#### What you will do:
Sort through the data and copy the lines holding the word "index".

BEGIN Collected material

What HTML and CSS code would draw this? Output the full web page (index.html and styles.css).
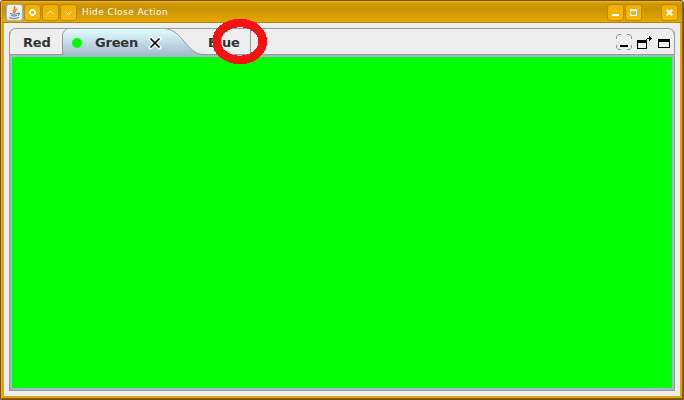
FILE: index.html
```html
<!DOCTYPE html>
<html lang="en">
<head>
<meta charset="utf-8">
<title>Hide Close Action</title>
<link rel="stylesheet" href="styles.css">
</head>
<body>
<div class="window">
  <header class="titlebar">
    <span class="app-icon"><svg width="15" height="15" viewBox="0 0 15 15" fill="none"><path d="M7.500 8C4 5.500 9 4.500 7.500 1M8.500 7.500C7 6 9 5 10 4" stroke="#ef8418" stroke-width="1.400"/><path d="M3 8.500Q7 10 11 8.500M4 10.500Q7 11.500 10 10.500M2 12.500Q7 14.500 12 12.500M11 8Q14 8 11 10.500" stroke="#56809c" stroke-width="1.100"/></svg></span>
    <span class="btn"><svg width="15" height="15" viewBox="0 0 15 15" shape-rendering="crispEdges"><path fill="#fff" fill-rule="evenodd" d="M6 4h3v1h1v1h1v3h-1v1H9v1H6v-1H5V9H4V6h1V5h1zM6 6v3h3V6z"/></svg></span>
    <span class="btn"><svg width="15" height="15" viewBox="0 0 15 15"><path d="M4.500 9l3-3 3 3" fill="none" stroke="#fff"/></svg></span>
    <span class="btn"><svg width="15" height="15" viewBox="0 0 15 15"><path d="M4.500 6.500l3 3 3-3" fill="none" stroke="#fff"/></svg></span>
    <span class="caption">Hide Close Action</span>
    <span class="btn"><svg width="15" height="15" viewBox="0 0 15 15"><path d="M4 9h7v2H4z" fill="#fff"/></svg></span>
    <span class="btn"><svg width="15" height="15" viewBox="0 0 15 15"><path fill="#fff" fill-rule="evenodd" d="M4 4h7v7H4zM5 6v4h5V6z"/></svg></span>
    <span class="btn close"><svg width="15" height="15" viewBox="0 0 15 15"><path d="M4.700 4.700l5.600 5.600M10.300 4.700l-5.600 5.600" stroke="#fff" stroke-width="2.200"/></svg></span>
  </header>
  <main class="content">
    <section class="station">
      <nav class="tabs">
        <span class="tab red">Red</span>
        <span class="tab green">
          <svg class="shape" width="145" height="28" viewBox="0 0 145 28"><defs><linearGradient id="tab-fill" x1="0" y1="0" x2="0" y2="1"><stop offset="0" stop-color="#e2ffff"/><stop offset="1" stop-color="#a3b8cc"/></linearGradient></defs><path d="M0 28V6.500L1.500 3.500 3.500 1.500 6 .5H101C121 .5 124 26.500 142 26.500V28z" fill="url(#tab-fill)"/><path d="M.5 27V6.500L1.500 4 4 1.500 6 .5H101C121 .5 124 26.500 142 26.500H145" fill="none" stroke="#999"/></svg>
          <i class="dot"></i><span class="label">Green</span>
          <svg class="x" width="14" height="14" viewBox="0 0 14 14"><path d="M2.500 2.500l9 9M11.500 2.500l-9 9" stroke="#fff" stroke-opacity=".75" stroke-width="4.500" stroke-linecap="round"/><path d="M2.500 2.500l9 9M11.500 2.500l-9 9" stroke="#000" stroke-width="1.600"/></svg>
        </span>
        <span class="tab blue">Blue</span>
        <span class="actions">
          <svg width="16" height="16" viewBox="0 0 16 16" shape-rendering="crispEdges"><path d="M.5 5V2.500L2.500.5H5M11 .5h2.500l2 2V5M15.500 11v2.500l-2 2H11M5 15.500H2.500l-2-2V11" fill="none" stroke="#999"/><path d="M4 11h8v2H4z"/></svg>
          <svg width="15" height="16" viewBox="0 0 15 16" shape-rendering="crispEdges"><path fill-rule="evenodd" d="M0 6h10v9H0zM1 9v5h8V9z"/><path d="M8 7V6h1V5h1V4h2V2h1v1h1v1h1v1h-1v1h-1v1h-1V5h-2v1H9v1z"/></svg>
          <svg width="12" height="16" viewBox="0 0 12 16" shape-rendering="crispEdges"><path fill-rule="evenodd" d="M0 5h12v9H0zM1 8v5h10V8z"/></svg>
        </span>
      </nav>
      <div class="panel"></div>
    </section>
  </main>
  <svg class="ring" width="58" height="48" viewBox="0 0 58 48"><ellipse cx="28.700" cy="23.500" rx="23" ry="18.500" fill="none" stroke="#ff0f0f" stroke-width="8.600" shape-rendering="crispEdges"/></svg>
</div>
</body>
</html>
```
FILE: styles.css
```css
* { box-sizing: border-box; }
body { margin: 0; background: #fff; overflow: hidden; }
.window {
  position: relative;
  display: flex;
  flex-direction: column;
  width: 684px;
  height: 400px;
  padding: 0 3px 3px;
  border: 1px solid #775300;
  border-radius: 3px 3px 0 0;
  background: #e2a500;
  box-shadow: inset 1px 1px #f2b600, inset -1px -1px #8a6000;
}
.titlebar {
  flex: none;
  display: flex;
  align-items: flex-start;
  gap: 1px;
  height: 22px;
  margin: 0 -2px;
  padding: 3px 4px 0 4px;
  border-bottom: 1px solid #b88300;
  background: linear-gradient(#f4bb13 0, #d49b00 2px, #c99200 8px, #e2a600 20px);
}
.app-icon, .btn {
  flex: none;
  width: 17px;
  height: 17px;
  border: 1px solid #bd8700;
  border-radius: 3px;
  background: linear-gradient(#efaf00, #f8b900);
}
.app-icon { background: #eeeeec; border-color: #a8afae; }
.btn svg, .app-icon svg { display: block; }
.caption {
  flex: 1;
  padding-left: 4px;
  color: #fff;
  font: 9px/17px "DejaVu Sans", sans-serif;
  letter-spacing: .42px;
  white-space: nowrap;
}
.close { margin-left: 18px; }
.content {
  flex: 1;
  min-height: 0;
  padding: 5px;
  background: #eee;
}
.station {
  display: flex;
  flex-direction: column;
  height: 100%;
  border: solid #999;
  border-width: 0 1px 1px;
  border-radius: 7px 7px 0 0;
}
.tabs {
  flex: none;
  display: flex;
  height: 27px;
  margin: 0 -1px;
  border: 1px solid #999;
  border-radius: 7px 7px 0 0;
  font: bold 13px/27px "DejaVu Sans", sans-serif;
  letter-spacing: -.2px;
  color: #333;
}
.tab { position: relative; flex: none; height: 25px; }
.red { width: 52px; padding-left: 13px; }
.green { width: 139px; display: flex; align-items: center; padding-left: 10px; }
.shape { position: absolute; left: 0; top: -1px; }
.dot { position: relative; width: 10px; height: 10px; margin-top: 2px; border-radius: 50%; background: #0f0; }
.label { position: relative; margin-left: 13px; width: 53px; padding-top: 2px; }
.x { position: relative; margin-top: 2px; }
.blue { width: 50px; padding-left: 7px; border-right: 1px solid #999; }
.actions { display: flex; gap: 5px; margin-left: auto; padding: 5px 4px 0 0; }
.actions svg:last-child { margin-left: 1px; }
.panel { flex: 1; border: 2px solid #a3b8cc; background: #0f0; }
.ring { position: absolute; left: 210px; top: 17px; }
```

END Collected material

#### Solution to this task:
What HTML and CSS code would draw this? Output the full web page (index.html and styles.css).
FILE: index.html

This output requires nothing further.